One year ago today, I woke up in Namibia to the sound of church bells. I could not remember the last time I had heard such a sweet sound. It rang so clear and cheerfully above the still town of Swakopmund. Surrounding the town is the Namib desert, which means “vast place.” It is a land swept dry from south African winds, which have lost all their moisture and nutrients by the time they’ve reached Namibia’s west coast. The tan land is barren from as far east as the eye could see all the way to its boarder, where parched sand meets the Atlantic. There was a large gathering of the region’s churches meeting next to the hotel I had stayed. With little on me, I said goodbye to my friends and inclined my ears to the bell’s toll. The streets where empty, with everyone who would go to church already in one and with everyone else asleep in their beds, like tombs. And then there was me; the one who’s footsteps nearly echoed as they clopped across the stone road.
As it turned out, the gathering was not in the beautiful stone church where I heard the bells but in a large, one-story building across the street. I found my way to the simple meeting hall and took a seat. There must have been 500 people there. People of all ages, most of which where mothers, fathers and children. Aside from a few men who looked like they originated from South Africa, I was the only white person in the room. I was also the only person not wearing a suit, dress or any other form of my Sunday-best. My t-shirt probably smelled atrocious. Those sitting around me smiled anyway at the obvious stranger who had just joined them. The pastors went up one after another, giving impassioned speeches. At the end of one of the men’s speech, they would all pat each other on the back and add their warm words. Back and forth, they would speak. Time was irrelevant, but the words they declared so happily was everything. Although they were pastors of several different churches in the region, which I later found out, it was evident that each person who orated at the front of the long room shared a brotherhood with every other person present.
They spoke in a language I could not understand, but that was beside the point. Their zeal for the truth was enough to bless anyone. That’s the coolest thing about beauty; it can transcend language. That the beauty of truth is so full of human goodness that it can even surpass human understanding, like a hearty laugh breathes health into the body. The truth does not require words to be felt and I was touched. If time can be a place, then this was a moment imbued with God’s peace, as Chris Tomlin sings, “there is a place where sin and shame are powerless.” It is a place where humans let the light of Christ shine in and through them, like the sound of music filling the city from a hollow church. Here, in the midst of complete strangers, I was treated like a brother and a son.
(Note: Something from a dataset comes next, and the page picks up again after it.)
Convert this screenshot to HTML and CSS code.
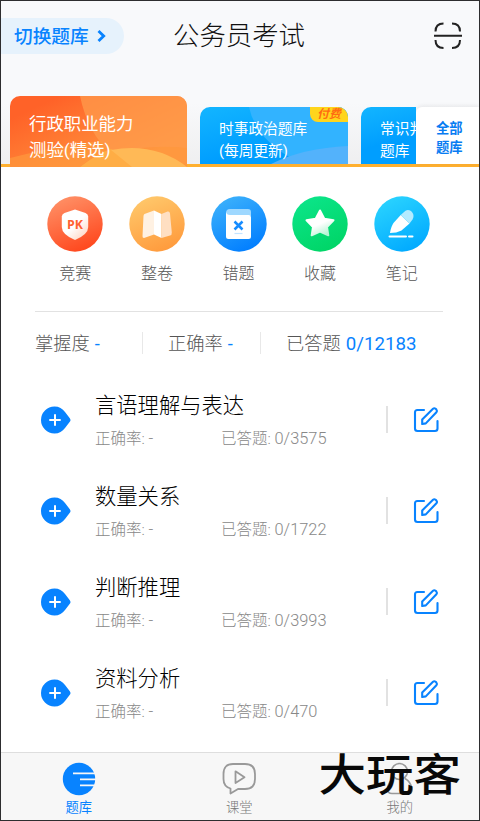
FILE: index.html
```html
<!DOCTYPE html>
<html lang="zh-CN">
<head>
<meta charset="utf-8">
<title>公务员考试</title>
<link rel="stylesheet" href="styles.css">
</head>
<body>
<svg class="defs" width="0" height="0">
  <defs>
    <linearGradient id="red" x1=".2" y1="0" x2=".6" y2="1"><stop offset="0" stop-color="#ff9268"/><stop offset="1" stop-color="#ff481e"/></linearGradient>
    <linearGradient id="orange" x1=".2" y1="0" x2=".6" y2="1"><stop offset="0" stop-color="#ffc96c"/><stop offset="1" stop-color="#ff9b3d"/></linearGradient>
    <linearGradient id="blue" x1=".2" y1="0" x2=".7" y2="1"><stop offset="0" stop-color="#3db2fb"/><stop offset="1" stop-color="#007dff"/></linearGradient>
    <linearGradient id="green" x1=".2" y1="0" x2=".7" y2="1"><stop offset="0" stop-color="#0be58a"/><stop offset="1" stop-color="#00d566"/></linearGradient>
    <linearGradient id="cyan" x1=".2" y1="0" x2=".7" y2="1"><stop offset="0" stop-color="#2bd4ff"/><stop offset="1" stop-color="#00a9ff"/></linearGradient>
    <linearGradient id="shieldFill" x1="0" y1="0" x2=".8" y2="1"><stop offset=".55" stop-color="#fff"/><stop offset="1" stop-color="#ffd6c4"/></linearGradient>
    <linearGradient id="starFill" x1=".2" y1="0" x2=".7" y2="1"><stop offset=".55" stop-color="#fff"/><stop offset="1" stop-color="#b4f3d2"/></linearGradient>
    <symbol id="plus" viewBox="0 0 30 28"><path d="M13.500.5C18 .5 21.500 2.500 24 6l4.800 6.200q1.400 1.800 0 3.600L24 22C21.500 25.500 18 27.500 13.500 27.500A13.500 13.500 0 0 1 13.500.5Z" fill="#0883ff"/><path d="M8.300 14H19.700M14 8.300V19.700" stroke="#fff" stroke-width="2"/></symbol>
    <symbol id="edit" viewBox="0 0 28 28"><path d="M11 4H4.500Q2 4 2 6.500V22.500Q2 25 4.500 25H22Q24.500 25 24.500 22.500V15" fill="none" stroke="#0883ff" stroke-width="2.100" stroke-linecap="round"/><path d="M9.200 18V13.400L20 2.800Q21.300 1.700 22.600 2.800L23.400 3.600Q24.500 4.900 23.400 6.200L12.800 17.400Z" fill="none" stroke="#0883ff" stroke-width="2.100" stroke-linejoin="round"/></symbol>
  </defs>
</svg>
<div class="app">
  <header class="header">
    <div class="switch"><span>切换题库</span><svg width="9" height="12" viewBox="0 0 9 12"><path d="M1.500 1L6.700 6L1.500 11" fill="none" stroke="#0883ff" stroke-width="2.800"/></svg></div>
    <h1 class="title">公务员考试</h1>
    <svg class="scan" width="28" height="28" viewBox="0 0 28 28" fill="none" stroke="#222" stroke-width="2"><path d="M1.500 9.500C1.500 4.500 4.500 1.500 9.500 1.500M18 1.500C23 1.500 26 4.500 26 9.500M1.500 18C1.500 23.500 4.500 26 9.500 26M18 26C23 26 26 23.500 26 18M0 13.800H28"/></svg>
  </header>

  <div class="tabs">
    <div class="tab active">
      <svg class="tab-art" viewBox="0 0 177 71" preserveAspectRatio="none"><path d="M70 0Q78 38 101 57Q140 48 177 52V0Z" fill="#ff9b4c" opacity=".75"/><path d="M0 62Q45 50 91 45L101 54Q82 60 70 71H0Z" fill="#ff9b3d" opacity=".65"/><path d="M70 71Q88 57 101 53L140 71Z" fill="#ffad45"/><path d="M101 54Q145 46 177 71H122Z" fill="#ffb956"/></svg>
      <span>行政职业能力<br>测验(精选)</span>
    </div>
    <div class="tab paid">
      <svg class="tab-art" viewBox="0 0 148 57" preserveAspectRatio="none"><path d="M49 0Q55 30 91 51Q109 55 129 51L148 44V0Z" fill="#32b3ff"/><path d="M71 57Q103 41 148 39V57Z" fill="#53b2fb"/></svg>
      <span>时事政治题库<br>(每周更新)</span>
      <em class="badge">付费</em>
    </div>
    <div class="tab clipped"><span>常识判<br>题库</span></div>
    <div class="all">全部<br>题库</div>
  </div>

  <nav class="quick">
    <div class="quick-item">
      <svg width="56" height="56" viewBox="0 0 56 56"><circle cx="28" cy="28" r="27.700" fill="url(#red)"/><path d="M28 13.500L38.500 17Q41.200 18 41.200 20.500V31Q41.200 38.500 28 44Q14.800 38.500 14.800 31V20.500Q14.800 18 17.500 17Z" fill="url(#shieldFill)"/><text class="pk" x="28" y="33" textLength="16" lengthAdjust="spacingAndGlyphs">PK</text></svg>
      <span>竞赛</span>
    </div>
    <div class="quick-item">
      <svg width="56" height="56" viewBox="0 0 56 56"><circle cx="28" cy="28" r="27.700" fill="url(#orange)"/><path d="M15.500 18L25 14.500V38.500L15 42Q13.300 42 13.500 40L14.500 20Q14.600 18.500 15.500 18Z" fill="#fff1e2"/><path d="M25 14.500L32.500 18V42L25 38.500Z" fill="#fff"/><path d="M32.500 18L38.500 15.500Q40.700 15 41 17.500L42.800 36.500Q43 39 41 39.500L32.500 42Z" fill="#ffdfc2"/></svg>
      <span>整卷</span>
    </div>
    <div class="quick-item">
      <svg width="56" height="56" viewBox="0 0 56 56"><circle cx="28" cy="28" r="27.700" fill="url(#blue)"/><path d="M15 17Q15 13 19 13H37Q40 13 40 16V20H15Z" fill="#9ed8ff"/><path d="M15 16Q15.500 19 19 19H37.500Q40 19 40 21.500V40.500Q40 43 37.500 43H17.500Q15 43 15 40.500Z" fill="#fff"/><path d="M23.500 25.500L31.500 33.500M31.500 25.500L23.500 33.500" stroke="#178cff" stroke-width="2.500"/><path d="M23.500 37.500H31.500" stroke="#c5e3ff" stroke-width="1.200"/></svg>
      <span>错题</span>
    </div>
    <div class="quick-item">
      <svg width="56" height="56" viewBox="0 0 56 56"><circle cx="28" cy="28" r="27.700" fill="url(#green)"/><path d="M28 14.500L32.300 22.800L41.500 24.300L35 31L36.300 39.300L28 35.700L19.700 39.300L21 31L14.500 24.300L23.700 22.800Z" fill="url(#starFill)" stroke="url(#starFill)" stroke-width="2" stroke-linejoin="round"/></svg>
      <span>收藏</span>
    </div>
    <div class="quick-item">
      <svg width="56" height="56" viewBox="0 0 56 56"><circle cx="28" cy="28" r="27.700" fill="url(#cyan)"/><path d="M26.700 19L35.500 27.500L27.500 34.500Q22.500 37 16 37Q17 30.500 19.500 27Z" fill="#fff"/><path d="M26.700 19L31.500 14.700Q34 13 37 15L38.500 16.800Q40.500 20 38.500 23.500L35.500 27.500Z" fill="#b5ebff"/><path d="M15.500 40.500H32M35 40.500H38.500" stroke="#fff" stroke-width="2" stroke-linecap="round"/></svg>
      <span>笔记</span>
    </div>
  </nav>

  <section class="stats">
    <div class="stat mastery">掌握度<b>-</b></div>
    <div class="stat accuracy">正确率<b>-</b></div>
    <div class="stat answered">已答题<b>0/12183</b></div>
  </section>

  <main class="list">
    <article class="row">
      <svg class="plus" width="30" height="28"><use href="#plus"/></svg>
      <div class="info"><h2>言语理解与表达</h2><p><span>正确率: <i>-</i></span><span>已答题: <i>0/3575</i></span></p></div>
      <div class="action"><svg width="28" height="28"><use href="#edit"/></svg></div>
    </article>
    <article class="row">
      <svg class="plus" width="30" height="28"><use href="#plus"/></svg>
      <div class="info"><h2>数量关系</h2><p><span>正确率: <i>-</i></span><span>已答题: <i>0/1722</i></span></p></div>
      <div class="action"><svg width="28" height="28"><use href="#edit"/></svg></div>
    </article>
    <article class="row">
      <svg class="plus" width="30" height="28"><use href="#plus"/></svg>
      <div class="info"><h2>判断推理</h2><p><span>正确率: <i>-</i></span><span>已答题: <i>0/3993</i></span></p></div>
      <div class="action"><svg width="28" height="28"><use href="#edit"/></svg></div>
    </article>
    <article class="row">
      <svg class="plus" width="30" height="28"><use href="#plus"/></svg>
      <div class="info"><h2>资料分析</h2><p><span>正确率: <i>-</i></span><span>已答题: <i>0/470</i></span></p></div>
      <div class="action"><svg width="28" height="28"><use href="#edit"/></svg></div>
    </article>
  </main>

  <footer class="nav">
    <div class="nav-item on">
      <svg width="34" height="34" viewBox="0 0 34 34"><circle cx="17" cy="17" r="16.200" fill="#0883ff"/><path d="M11 11.300H34M18 17.300H34M18 23.300H34" stroke="#f7f7f7" stroke-width="1.800"/></svg>
      <span>题库</span>
    </div>
    <div class="nav-item">
      <svg width="34" height="34" viewBox="0 0 34 34" fill="none" stroke="#999" stroke-width="1.800" stroke-linejoin="round"><path d="M11 2H23Q33 2 33 12V17Q33 27 23 27H16L8.500 31.500V26.500Q1.500 24.500 1.500 17V12Q1.500 2 11 2Z"/><path d="M13.500 9.300L22.500 15.200L13.500 21Z"/></svg>
      <span>课堂</span>
    </div>
    <div class="nav-item">
      <svg width="34" height="34" viewBox="0 0 34 34" fill="none" stroke="#999" stroke-width="1.600"><circle cx="16.500" cy="9.500" r="8"/><path d="M11 16.500Q5 20 4.500 27Q4.500 31.500 9 31.500H25Q29.500 31.500 29 27Q28 20 22 16.500"/></svg>
      <span>我的</span>
    </div>
    <div class="watermark">大玩客</div>
  </footer>
</div>
</body>
</html>
```
FILE: styles.css
```css
* { box-sizing: border-box; margin: 0; padding: 0; }
body {
  width: 480px;
  height: 821px;
  overflow: hidden;
  font-family: Roboto, "Noto Sans CJK SC", sans-serif;
  font-weight: 300;
  background: #fff;
}
.defs { position: absolute; }
.app {
  display: flex;
  flex-direction: column;
  width: 480px;
  height: 821px;
  border: 1px solid #2d2d2f;
  overflow: hidden;
}

.header {
  display: grid;
  grid-template-columns: 123px 1fr 125px;
  align-items: center;
  height: 69px;
  background: #f8f9fb;
}
.switch {
  display: flex;
  align-items: center;
  gap: 8px;
  height: 36px;
  padding-left: 13px;
  border-radius: 0 18px 18px 0;
  background: #e6f2fc;
  color: #0883ff;
  font-size: 18.700px;
  font-weight: 500;
}
.switch span { margin-top: -3px; }
.title { font-size: 26.400px; font-weight: 300; color: #111; text-align: center; line-height: 40px; white-space: nowrap; }
.scan { justify-self: end; margin-right: 17px; }

.tabs {
  display: flex;
  align-items: flex-end;
  height: 97px;
  flex: none;
  padding-left: 9px;
  border-bottom: 3px solid #ffb02f;
  background: linear-gradient(#f8f9fb 35%, #efeff0);
}
.tab {
  position: relative;
  flex: none;
  width: 148px;
  height: 57px;
  margin-right: 13px;
  padding: 11px 0 0 19px;
  border-radius: 10px 10px 0 0;
  overflow: hidden;
  background: linear-gradient(165deg, #13b5ff, #009eff 60%);
  color: #fff;
  font-size: 14.700px;
  font-weight: 400;
  line-height: 22px;
  white-space: nowrap;
}
.tab span { position: relative; }
.tab.active {
  width: 177px;
  height: 71px;
  margin-bottom: -3px;
  padding-top: 15px;
  background: linear-gradient(155deg, #ff6228 15%, #ff983f 80%);
  font-size: 17.400px;
  line-height: 26px;
}
.tab.clipped { width: 55px; margin-right: 0; border-top-right-radius: 0; }
.tab-art { position: absolute; left: 0; top: 0; width: 100%; height: 100%; }
.badge {
  position: absolute;
  right: 0;
  top: 0;
  width: 38px;
  height: 15px;
  border-bottom-left-radius: 8px;
  background: #ffd51c;
  color: #ff6c12;
  font-size: 12px;
  font-weight: 700;
  line-height: 14px;
  text-align: center;
}
.all {
  flex: 1;
  height: 57px;
  padding: 12px 0 0 20px;
  border-radius: 6px 0 0 0;
  background: #fff;
  box-shadow: 0 -1px 4px rgba(0, 0, 0, .08);
  color: #087cf2;
  font-size: 13.300px;
  font-weight: 700;
  line-height: 19px;
}

.quick {
  display: grid;
  grid-template-columns: repeat(5, 81.600px);
  justify-content: center;
  margin: 29px 36px 0 34px;
  height: 116px;
  flex: none;
  border-bottom: 1px solid #e2e2e2;
}
.quick-item {
  display: flex;
  flex-direction: column;
  align-items: center;
  gap: 10px;
  color: #555;
  font-size: 16px;
  line-height: 24px;
}
.quick-item svg { margin-left: -1px; }
.quick-item span { margin-left: -1px; }
.pk { fill: #ff6131; font: 700 13px "Open Sans", sans-serif; text-anchor: middle; }

.stats { display: flex; align-items: center; height: 62px; padding-left: 34px; flex: none; }
.stat { height: 22px; font-size: 18.300px; line-height: 24px; color: #555; white-space: nowrap; }
.stat b { color: #0883ff; font-weight: 400; margin-left: 5px; }
.mastery { width: 107px; }
.accuracy { width: 119px; padding-left: 25px; border-left: 1px solid #e8e8e8; border-right: 1px solid #e8e8e8; }
.answered { padding-left: 25px; }
.mastery b, .accuracy b { margin-left: 5px; }
.answered b { font-size: 18.700px; }

.list { flex: 1; }
.row { display: flex; align-items: center; height: 91px; padding-left: 40px; }
.info { width: 291px; margin-left: 24px; padding-top: 3px; }
.info h2 { font-size: 21.300px; font-weight: 300; line-height: 32px; color: #000; }
.info p { display: flex; margin-top: 4px; font-size: 15.500px; line-height: 26px; color: #888; }
.info p span { width: 126px; white-space: nowrap; }
.info i { font-style: normal; font-size: 16.400px; }
.action { display: flex; align-items: center; height: 27px; padding-left: 25px; border-left: 2px solid #e2e2e2; }

.nav {
  position: relative;
  display: grid;
  grid-template-columns: repeat(3, 160.500px);
  justify-content: start;
  padding-left: -2px;
  height: 68px;
  flex: none;
  border-top: 1px solid #dedede;
  background: #f7f7f7;
}
.nav-item {
  display: flex;
  flex-direction: column;
  align-items: center;
  padding-top: 9px;
  margin-left: -5px;
  color: #777;
  font-size: 13.300px;
  line-height: 22px;
}
.nav-item span { margin-top: 1px; }
.nav-item.on { color: #0883ff; font-weight: 400; }
.watermark {
  position: absolute;
  right: 18px;
  top: 2px;
  color: #080808;
  font-size: 47.500px;
  font-weight: 500;
  line-height: 42px;
  transform: scaleY(.93);
}
```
After the service, which must have lasted 3 hours, we shared a meal of salad, beans, meat, rice and a soda. I cracked open my orange soda and jokingly tapped the soda of the man sitting next to me. “Cheers!” He cracked a cynical laugh and spoke to me in English. And as we ate, we reasoned through our theologies together. He was a very kind and informed man with a wife and a few energized youngsters running around. He ended up finding me a ride home to Walvis Bay where my ship was docked. His cousin picked me up with his niece snapping photos on her DSLR in the front seat. The three of us chatted until the final few miles, where I hopped out at the fork in the road. I thanked them again and began to walk along the desert road towards the harbor. I was in the midst of embracing the solitude of my 15 minute walk back when a van pulled over. Some friends from the ship flung the door open and took me the rest of the way.
And so I was carried by the grace of strangers and companions throughout the day till I was safely brought home. Easter is a holiday like none other. As the only Christian holiday that has resisted western commercialism, something rings true about what it stands for. Perhaps it is because the greater a truth, the harder it becomes for money to possess it. Whether people believe in the resurrection or not, they cannot deny the significance of the passion displayed in Christ’s story. For it is by his life that we, too, can live stories of passion, beauty and grace. How ironic it is for powers to monopolize the remembrance of the greatest and most free gift given to us; Christ’s body mangled and broken. Which was poured out so that we wouldn’t need anything more, but that whoever so chooses to rest in his presence—the time and place where the bonds of death were and forever are undone—may never be lacking again. To be transported by his grace safely home, to be filled and to be called “daughter” or “son.” As I write these words, my eyes are filling with tears. I was filled with food and soda offered to me by strangers. I was transported home by generosity I did not deserve.
I was filled with the goodness of believers of another language, land and culture, and all the while I was blessed by dwelling in the metaphysical space of God’s blessing. It is a place which can be accessed at anytime, for for all of time, Christ has made a way for our blessing to be secured. It is a blessing God gives freely to anyone, anyplace at anytime through vehicle of the incarnate God, who overrides the coils of sin, so that empty and broken people like us may be restored. By the transcendence of Beauty our human incapacity (whether it be language, desire or material) is no longer an obstacle. The road has been laid. The tomb has been emptied and the Christ lives. So that hollow churches may sound with beauty. So that parched lands may be quenched. And so that our hearts will be full when we, too, share in the infinite blessing God poured out to us through Jesus when he said, “This is my beloved Son, with whom I am well pleased” (Matthew 3:17, ESV).